Recensies
Ludo Beheydt, Eén en toch apart. Kunst en cultuur van de Nederlanden. ISBN 90-5826-180-8. _ 62,50 Leuven: Davidsfonds/Zwolle: Waanders Uitgevers, 2002.
Het fraaie kijk- en leesboek van Ludo Beheydt verdient een plaats in de boekenkast van ieder lid van het ANV. In Neerlandia is al de nodige aandacht aan het boek besteed, maar een kritische beschouwing is nog niet verschenen.

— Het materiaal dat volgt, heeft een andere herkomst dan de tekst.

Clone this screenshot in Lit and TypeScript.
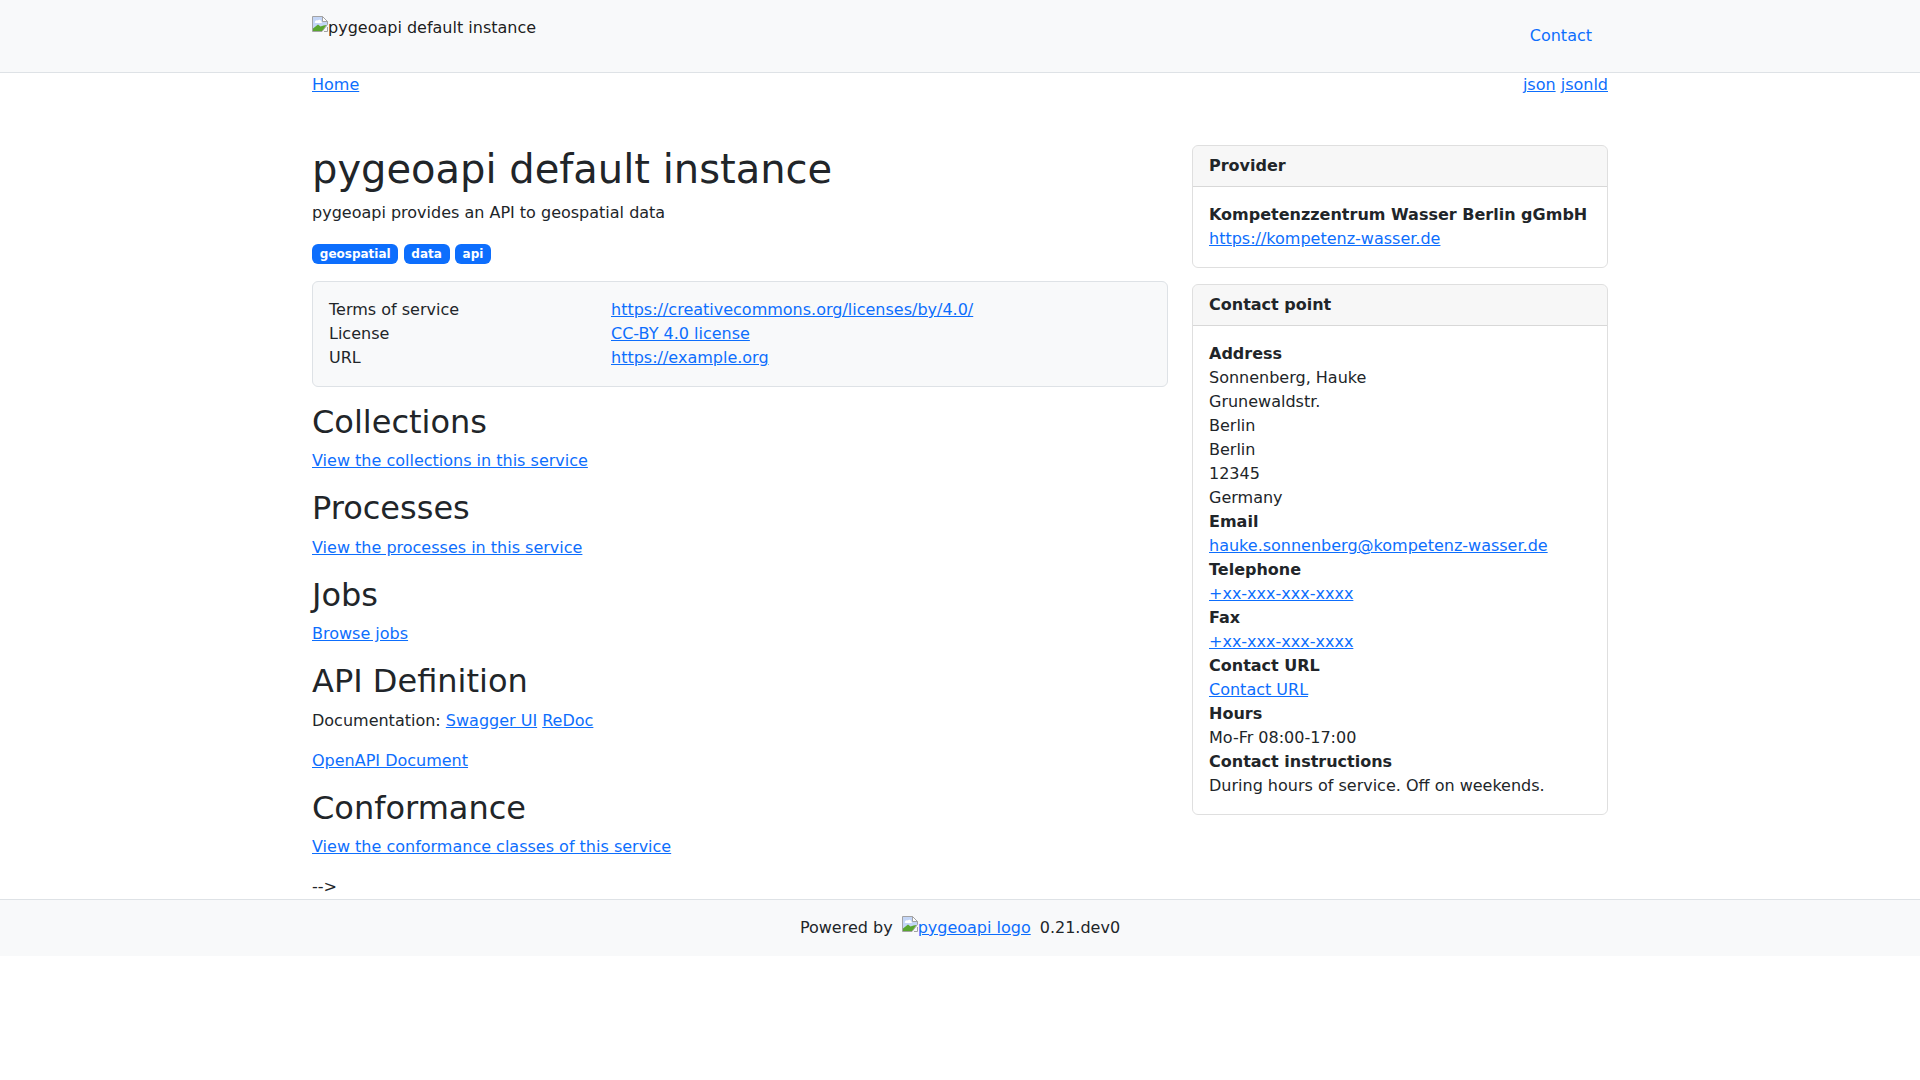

De rijkdom aan illustraties en de uitvoerige teksten bij de plaatjes maken van dit overzichtswerk in de eerste plaats een kijkboek. Toch is juist ook de tekst de moeite waard. We krijgen een synthese voorgezet van vele eeuwen eenheid en gescheidenheid van de Lage Landen, waarbij het sentiment vooral gericht is op de eenheid. Beheydt zet zich af tegen Busken Huet, die vooral het verschil tussen de landen van Rubens en Rembrandt benadrukte, en sluit zich aan bij Carel van Mander, die geen onderscheid maakte tussen Noord- en Zuid-Nederlandse schilderkunst. Dit is het hoofdthema van zijn werk, dat vooral het accent legt op de schilderkunst. Daarbij besteedt de auteur aandacht aan de taal en de literatuur. Beeldhouwkunst en architectuur komen slechts zijdelings en oppervlakkig ter sprake. Over muziek zwijgt Beheydt in alle talen.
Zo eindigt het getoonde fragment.